With each new bombshell, a screenshot of their following list ended up on our timelines. For the guys who expressed an interest in Kaz prior to coming into the villa, this “fishing” became the next step after learning their names.
Danny Bibby was the next male bombshell. Though he would later be exposed for using a racial slur on his Instagram account, he was also “exposed” for allegedly following mostly blonde women after choosing to take Kaz out on a date. One fan shared: “Nah Danny is cute and all but look at who he’s following on IG he deffo came in there with a plan his type of deffo blondes by the look of it… come on #LoveIsland we need someone good for our girl Kaz.”
People also searched through Tyler Cruickshank’s following list and once again, screenshots circulated across Twitter as a way to prove he may not have a genuine interest in Kaz. The same happened with Matthew MacNabb’s account. “A person's Instagram following says so much about them. Tyler’s wasn’t doing it for me and neither is Matthews,” one fan tweeted.
There were even calls for producers to look at each male bombshell’s follow list as part of their auditioning process.
Dating expert Hayley Quinn from the app Match is a fan of Love Island and has seen follower fishing happen in every day, normal dating recently. “This new dating trend reflects how we date in real life,” she explains. “With more and more dating apps becoming connected to social media, it's common to follow someone - or stalk their social profile- before you've actually gone on a date with them.”
Using Tyler’s entry to the villa and pursuit of Kaz as an example, Quinn says women used this method of fishing for information to see if she was actually his type, the same way many women have in their own dating lives. “You check up on who a guy follows on Instagram to gauge if you're actually his type. Cue an army of women borderline outraged to find that Tyler may well have gone after Kaz, because she's a fan favourite on the show, as she does not bear any resemblance to the kind of women he [may] be crushing on, on Instagram.”
Fiona Wishart, who co-hosts the popular dating and sex podcast Love Bites admits she has done it. “I do it all the time, [to] almost every guy I’m speaking too,” she tells Tyla. “It’s just second nature and it doesn’t make you a crazy stalker, it just makes you a human with curiosity and insecurities.”
Furthermore, the 30-year-old from London believes women investigate more than men, reflected by the types of Love Island fans doing the investigating, which Fiona compares to Line of Duty’s high octane espionage. “I don’t believe men have as much drive to search into someone’s follows as I think this is something that circulates in girl group chats and sparks the idea.
“As women we like to compare ourselves to other women, see if the man we are crushing on is either following girls that have the same look so we validate that we are his ‘type’ or see how many women he’s really following to convince ourselves of the type of person he is.
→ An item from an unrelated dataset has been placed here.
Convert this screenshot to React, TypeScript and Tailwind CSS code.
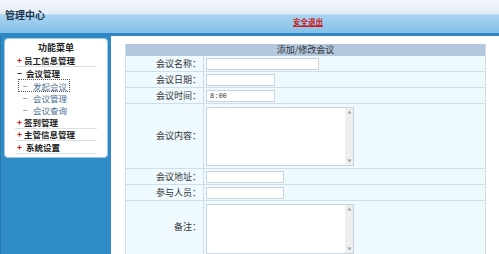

And this is a running theme in Love Island.”
Fiona, who is a huge Love Island fan, is happy to see so many fans online invested in the show, but she is keen to remind everyone that Instagram follows mostly reflect “surface level attraction” which can change in real life. This is one of the reasons why she thinks producers shouldn’t bother looking at Instagram follows during casting.
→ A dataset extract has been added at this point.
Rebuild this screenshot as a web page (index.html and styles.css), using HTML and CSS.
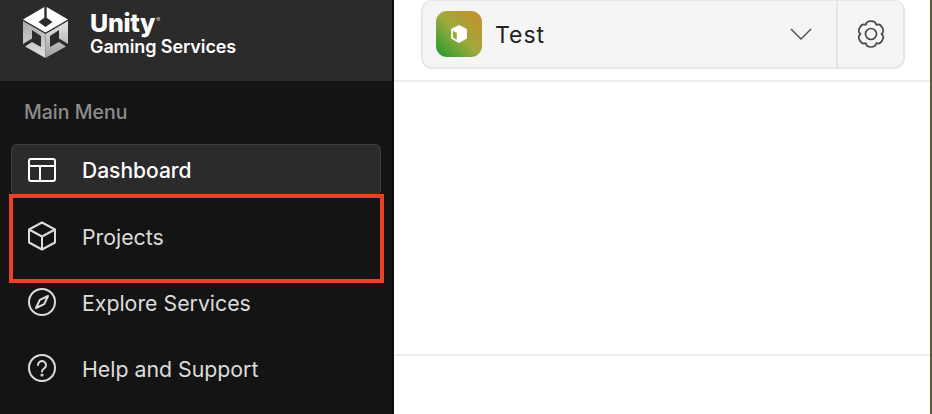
FILE: index.html
```html
<!DOCTYPE html>
<html lang="en">
<head>
<meta charset="utf-8">
<title>Unity Gaming Services</title>
<link rel="stylesheet" href="styles.css">
</head>
<body>
<div class="app">
  <aside class="sidebar">
    <div class="brand">
      <svg class="logo" width="46" height="52" viewBox="0 0 46 52" aria-hidden="true">
        <defs>
          <linearGradient id="faceL" x1="0" y1="0" x2="0" y2="1"><stop offset="0" stop-color="#a8a8a8"/><stop offset="1" stop-color="#e2e2e2"/></linearGradient>
          <linearGradient id="faceR" x1="0" y1="0" x2="0" y2="1"><stop offset="0" stop-color="#e8e8e8"/><stop offset="1" stop-color="#9c9c9c"/></linearGradient>
        </defs>
        <path fill="#fff" d="M21.300 0V10.800L15.500 15 22.500 20 29.500 15 23.700 10.800V0L45 12.500 22.500 25.500 0 12.500Z"/>
        <path fill="url(#faceL)" d="M0 14 22.500 27V51L2 39.500 9 35 18 40V29L9 23V31.500L0 37Z"/>
        <path fill="url(#faceR)" d="M45 14 22.500 27V51L43 39.500 36 35 27 40V29L36 23V31.500L45 37Z"/>
      </svg>
      <div class="wordmark">
        <span class="word-unity">Unity<span class="reg">®</span></span>
        <span class="word-sub">Gaming Services</span>
      </div>
    </div>
    <nav class="menu">
      <div class="menu-title">Main Menu</div>
      <a class="item item-active">
        <svg class="icon" width="28" height="26" viewBox="0 0 28 26" fill="none" stroke="currentColor" stroke-width="2" aria-hidden="true"><rect x="1" y="2" width="26" height="22" rx="2"/><path d="M1 9h26M12 9v15"/></svg>
        <span>Dashboard</span>
      </a>
      <a class="item">
        <svg class="icon" width="28" height="30" viewBox="0 0 28 30" fill="none" stroke="currentColor" stroke-width="2" stroke-linejoin="round" aria-hidden="true"><path d="M14 1.500 27 8.500V21.500L14 28.500 1 21.500V8.500ZM1 8.500 14 15.500 27 8.500M14 15.500V28.500"/></svg>
        <span>Projects</span>
      </a>
      <a class="item">
        <svg class="icon" width="28" height="28" viewBox="0 0 28 28" fill="none" stroke="currentColor" stroke-width="2" stroke-linejoin="round" aria-hidden="true"><circle cx="14" cy="14" r="13"/><path d="M20 8 16.200 16.200 8 20 11.800 11.800Z"/></svg>
        <span>Explore Services</span>
      </a>
      <a class="item">
        <svg class="icon" width="28" height="28" viewBox="0 0 28 28" fill="none" stroke="currentColor" stroke-width="2" stroke-linecap="round" aria-hidden="true"><circle cx="14" cy="14" r="13"/><path d="M10 11a4 4 0 1 1 6 3.500c-1.300.8-2 1.500-2 3"/><circle cx="14" cy="21" r=".6"/></svg>
        <span>Help and Support</span>
      </a>
    </nav>
    <div class="callout"></div>
  </aside>
  <main class="main">
    <header class="topbar">
      <div class="selector">
        <div class="project">
          <div class="avatar">
            <svg width="16" height="18" viewBox="0 0 14 16" aria-hidden="true"><path fill="#fff" d="M7 0 14 3.500V12L7 16 0 12V3.500Z"/><path fill="#9aa83a" d="M1.500 5 5 7V13L1.500 11Z"/></svg>
          </div>
          <span class="project-name">Test</span>
          <svg class="chevron" width="22" height="12" viewBox="0 0 22 12" fill="none" stroke="#555" stroke-width="1.500" aria-hidden="true"><path d="M1 1 11 11 21 1"/></svg>
        </div>
        <div class="settings">
          <svg width="28" height="28" viewBox="0 0 28 28" fill="none" stroke="#4a4a4a" stroke-width="1.700" stroke-linejoin="round" aria-hidden="true"><circle cx="14" cy="14" r="5.500"/><path d="M8.750 4.910C9.360-.27 18.640-.27 19.250 4.910 24.040 2.850 28.670 10.880 24.500 14 28.670 17.120 24.040 25.150 19.250 23.090 18.640 28.270 9.360 28.270 8.750 23.090 3.960 25.150-.67 17.120 3.500 14-.67 10.880 3.960 2.850 8.750 4.910Z"/></svg>
        </div>
      </div>
    </header>
    <div class="content"></div>
    <footer class="footer"></footer>
  </main>
</div>
</body>
</html>
```
FILE: styles.css
```css
* { box-sizing: border-box; }
html, body { margin: 0; height: 100%; }
body { font-family: Inter, "Liberation Sans", sans-serif; background: #fff; overflow: hidden; }
.app { display: flex; width: 932px; height: 414px; }
.sidebar { position: relative; width: 394px; flex: none; background: #141414; border-right: 2px solid #0c0c0c; display: flex; flex-direction: column; }
.brand { height: 81px; background: #2b2b2b; display: flex; align-items: flex-start; padding: 7px 0 0 23px; gap: 21px; }
.logo { display: block; }
.wordmark { display: flex; flex-direction: column; color: #fff; padding-top: 3px; }
.word-unity { font-size: 25px; font-weight: 800; line-height: 27px; letter-spacing: -0.3px; }
.reg { font-size: 6px; font-weight: 400; vertical-align: 10px; line-height: 0; color: #ccc; margin-left: 1px; }
.word-sub { font-size: 18px; font-weight: 600; line-height: 20px; letter-spacing: -0.100px; }
.menu { display: flex; flex-direction: column; gap: 14px; padding: 18px 11px 0; }
.menu-title { color: #8c8c8c; font-size: 19.500px; font-weight: 500; line-height: 26px; padding-left: 13px; margin-bottom: 5px; }
.item { height: 52px; display: flex; align-items: center; gap: 26px; padding: 1px 0 0 17px; color: #dcdcdc; font-size: 21.300px; line-height: 28px; border-radius: 6px; border: 1px solid transparent; }
.icon { display: block; flex: none; width: 28px; margin-top: -1px; margin-left: -1px; }
.item-active { background: #2b2b2b; color: #fff; font-size: 21px; font-weight: 500; border-color: #3d3d3d; border-bottom-color: transparent; }
.callout { position: absolute; left: 9px; top: 194px; width: 375px; height: 89px; border: 4px solid #ea4226; }
.main { flex: 1; display: flex; flex-direction: column; border-right: 2px solid #5a5a34; }
.topbar { height: 82px; flex: none; border-bottom: 2px solid #ececec; padding-left: 27px; }
.selector { width: 484px; height: 69px; display: flex; background: #f5f5f5; border: 2px solid #e6e6e6; border-top-width: 1px; border-radius: 11px; }
.project { flex: 1; display: flex; align-items: center; padding: 0 24px 0 13px; border-right: 2px solid #e6e6e6; }
.avatar { width: 46px; height: 46px; border-radius: 11px; background: linear-gradient(45deg, #1f9a2e 0%, #9fa93c 50%, #bd962f 85%); display: flex; align-items: center; justify-content: center; }
.project-name { flex: 1; margin: 1px 0 0 13px; color: #222; font-size: 23px; font-weight: 400; letter-spacing: 1px; }
.chevron { display: block; }
.settings { width: 65px; display: flex; align-items: center; justify-content: center; }
.content { flex: 1; }
.footer { height: 60px; flex: none; border-top: 2px solid #ececec; }
```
“The amount of dates I’ve been on with men who tell me their usual ‘type’ is blonde and then they quickly say ‘well obviously you’re dark haired so it’s not doesn’t really mean anything’."
It’s also important to not get consumed by the women a man follows on Instagram, both in real life and when it comes to Love Island contestants. “It’s OK for a man to find other women attractive, that does not mean that man does not want you. If you are feeling particularly low in self-esteem, do try and avoid it.
“Be careful with making snap judgements about people. We don’t know these people and we can get far too invested.
"Remember they are very young individuals, they are still learning about themselves, so for instance if Jake said he loves blondes but followed seven brunette models [before entering the villa], it doesn’t mean he has no feelings for his blonde girlfriend Liberty.”
Similarly, when it comes to our own dating lives, Quinn said we should avoid making assumptions and to get to know people instead. “This can be a slippery slope, as it's easy to jump to conclusions based on a snapshot of someone's life online,” she explained.
“Instead, I'd recommend keeping it old school and taking your time getting to know people. You may want to cut to the chase and save yourself any potential heartache; but be warned that you may get the wrong end of the stick and lose out on starting something real with a potential match.”